3. What Processes Are Already in Place?
Next, consider the development timelines and procedures already established and in use. Are teams applying SAFe, Lean, Agile or Scrum methodologies? What are these exact processes and how mature are they? Answers to these questions will demonstrate general release cadences and how teams drive productization.
4. What Infrastructure Automation is Already Being Used?
Lastly, you’ll need a window into what level of infrastructure automation, if any, is already in use today. How is it delivered? How is it managed? How is the success of this automation measured, and what is the overall outcome? You will likely find that automation is typically quite siloed and teams have differing approaches. This auditing is vital to identify what works well and what doesn’t.
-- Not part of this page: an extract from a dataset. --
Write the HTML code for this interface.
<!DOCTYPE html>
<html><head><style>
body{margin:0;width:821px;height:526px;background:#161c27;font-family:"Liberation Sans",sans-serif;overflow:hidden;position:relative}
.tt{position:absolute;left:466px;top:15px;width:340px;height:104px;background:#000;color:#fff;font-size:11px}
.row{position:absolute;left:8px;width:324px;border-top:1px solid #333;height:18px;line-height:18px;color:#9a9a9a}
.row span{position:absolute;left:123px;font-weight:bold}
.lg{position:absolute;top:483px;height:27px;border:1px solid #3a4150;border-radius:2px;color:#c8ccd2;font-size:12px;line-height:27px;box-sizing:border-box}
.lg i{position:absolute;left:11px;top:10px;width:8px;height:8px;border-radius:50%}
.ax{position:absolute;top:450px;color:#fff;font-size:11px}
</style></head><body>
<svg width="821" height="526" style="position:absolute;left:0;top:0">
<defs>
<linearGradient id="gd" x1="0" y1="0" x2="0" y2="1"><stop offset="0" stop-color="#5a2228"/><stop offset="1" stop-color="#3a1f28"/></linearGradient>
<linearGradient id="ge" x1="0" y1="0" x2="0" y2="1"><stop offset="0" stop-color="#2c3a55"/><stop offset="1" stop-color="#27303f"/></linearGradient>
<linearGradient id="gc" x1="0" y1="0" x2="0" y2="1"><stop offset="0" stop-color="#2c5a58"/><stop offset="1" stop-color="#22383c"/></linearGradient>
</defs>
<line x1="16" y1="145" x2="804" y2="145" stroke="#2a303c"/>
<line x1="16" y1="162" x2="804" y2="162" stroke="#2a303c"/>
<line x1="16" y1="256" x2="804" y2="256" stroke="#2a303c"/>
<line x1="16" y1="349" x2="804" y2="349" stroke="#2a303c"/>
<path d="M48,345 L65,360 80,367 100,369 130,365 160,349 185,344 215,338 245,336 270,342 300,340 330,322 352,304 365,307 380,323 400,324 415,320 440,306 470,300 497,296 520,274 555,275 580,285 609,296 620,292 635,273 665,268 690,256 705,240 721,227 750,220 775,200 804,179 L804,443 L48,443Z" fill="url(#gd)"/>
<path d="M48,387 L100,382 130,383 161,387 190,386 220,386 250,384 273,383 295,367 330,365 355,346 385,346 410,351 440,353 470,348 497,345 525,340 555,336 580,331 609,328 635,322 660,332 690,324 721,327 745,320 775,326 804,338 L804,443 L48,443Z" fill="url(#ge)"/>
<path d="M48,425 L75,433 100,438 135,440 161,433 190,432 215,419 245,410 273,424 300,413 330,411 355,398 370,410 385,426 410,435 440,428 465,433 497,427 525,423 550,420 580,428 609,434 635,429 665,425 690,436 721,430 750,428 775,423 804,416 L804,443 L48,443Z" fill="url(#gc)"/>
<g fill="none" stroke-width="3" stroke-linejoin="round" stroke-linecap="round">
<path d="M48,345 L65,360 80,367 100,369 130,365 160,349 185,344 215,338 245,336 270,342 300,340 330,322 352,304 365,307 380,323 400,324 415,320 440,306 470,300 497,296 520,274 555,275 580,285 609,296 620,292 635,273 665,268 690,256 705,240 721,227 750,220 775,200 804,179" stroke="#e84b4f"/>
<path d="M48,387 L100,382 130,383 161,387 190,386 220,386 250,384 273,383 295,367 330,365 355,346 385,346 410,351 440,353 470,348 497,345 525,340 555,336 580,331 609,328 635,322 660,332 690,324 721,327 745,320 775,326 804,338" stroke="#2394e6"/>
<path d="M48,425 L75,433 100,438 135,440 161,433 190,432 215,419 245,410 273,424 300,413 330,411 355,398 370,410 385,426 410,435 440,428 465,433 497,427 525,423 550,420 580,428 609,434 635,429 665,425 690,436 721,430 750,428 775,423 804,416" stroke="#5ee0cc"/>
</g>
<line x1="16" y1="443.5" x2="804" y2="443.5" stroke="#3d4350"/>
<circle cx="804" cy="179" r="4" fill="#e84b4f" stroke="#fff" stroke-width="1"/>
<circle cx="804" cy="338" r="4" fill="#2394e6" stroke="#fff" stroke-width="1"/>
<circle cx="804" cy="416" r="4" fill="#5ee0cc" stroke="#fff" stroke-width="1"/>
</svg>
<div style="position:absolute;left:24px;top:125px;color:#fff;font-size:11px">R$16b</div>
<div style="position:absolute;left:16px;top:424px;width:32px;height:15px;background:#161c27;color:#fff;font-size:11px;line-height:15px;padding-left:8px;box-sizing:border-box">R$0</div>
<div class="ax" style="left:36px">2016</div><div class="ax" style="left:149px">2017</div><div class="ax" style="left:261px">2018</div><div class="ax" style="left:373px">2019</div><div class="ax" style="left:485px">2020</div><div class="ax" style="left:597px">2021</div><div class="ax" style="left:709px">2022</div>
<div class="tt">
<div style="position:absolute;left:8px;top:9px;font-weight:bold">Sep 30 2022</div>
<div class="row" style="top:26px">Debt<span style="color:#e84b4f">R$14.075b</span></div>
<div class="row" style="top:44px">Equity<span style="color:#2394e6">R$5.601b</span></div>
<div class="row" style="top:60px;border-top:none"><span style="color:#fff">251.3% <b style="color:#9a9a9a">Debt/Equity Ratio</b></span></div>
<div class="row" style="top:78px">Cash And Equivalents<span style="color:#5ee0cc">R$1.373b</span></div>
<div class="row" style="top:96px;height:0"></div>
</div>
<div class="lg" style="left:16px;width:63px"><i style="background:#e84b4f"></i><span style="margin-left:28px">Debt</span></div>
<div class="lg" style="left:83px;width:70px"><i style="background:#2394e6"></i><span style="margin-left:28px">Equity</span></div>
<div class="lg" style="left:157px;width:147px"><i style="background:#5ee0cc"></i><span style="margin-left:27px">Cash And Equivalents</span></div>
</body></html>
The Four Levels of the Infrastructure Automation Maturity Model
Asking the above questions will quickly determine an organization’s “readiness state,” said Williams. But how do these answers map to the overall maturity of the organization’s infrastructure automation? Well, he shared four basic levels of infrastructure automation maturity that are commonly found in practice throughout today’s software development environments, ranging from bespoke scripts to more robust self-defining automation.
Level 1: Ad-hoc
The most basic level of infrastructure automation is ad-hoc integrations involving a mix of old and new technology. This level is chaotic and fragmented, with varying processes used throughout the organization. These bespoke integrations and scripts also may not have excellent visibility, limiting the potential for reusability within an organization.
Level 2: Automation
Next is having automation that is specifically tied to a certain technology stack. Nowadays, organizations are commonly hybrid multi-cloud, having adopted automation piecemeal with each new stack. This often results in multiple silos of automation stacks that are blind to each other. At this maturity level, one automation might fire off another automated procedure and so on, but engineers aren’t 100% aware of how they influence each other.
Level 3: Frictionless
The next level of infrastructure maturity begins to take the reins with more intentional automation adoption. At this stage, organizations embrace an internal developer platform, similar to Spotify’s Backstage, that helps engineers deliver and manage infrastructure more seamlessly. This tooling is more advanced than other levels integrating key commands into the developer’s IDE. Doing so eliminates the need to switch between environments and reduces friction.
Level 4: Self-Defining
Finally, the most advanced form of automation involves deeper intelligence within application operations, including the ability to dynamically optimize infrastructure. At this stage, infrastructure is self-defining, meaning production applications can automatically adapt, be self-governed and enable bursting and non-bursting capabilities. Such intelligence is typically proprietary to cloud providers, said Williams, yet companies often desire this intelligence inherent at the application level. Williams describes this stage as the “intelligent allocation of resources in line with application life cycle requirements.”
Benefits of Self-Defining Infrastructure Automation
Self-defining infrastructure automation has many benefits for companies, including having the infrastructure in line with application needs, scalability and measuring usage to optimize cloud spending. Many points within the software development life cycle could warrant increased automation, such as infrastructure-as-code (IaC), deployment release engines, configuration, traffic scalability, cloud management, containerization and documentation. But it’s not until you open conversations around infrastructure automation maturity and understand who is responsible for managing it that you can hone in on what areas can be improved.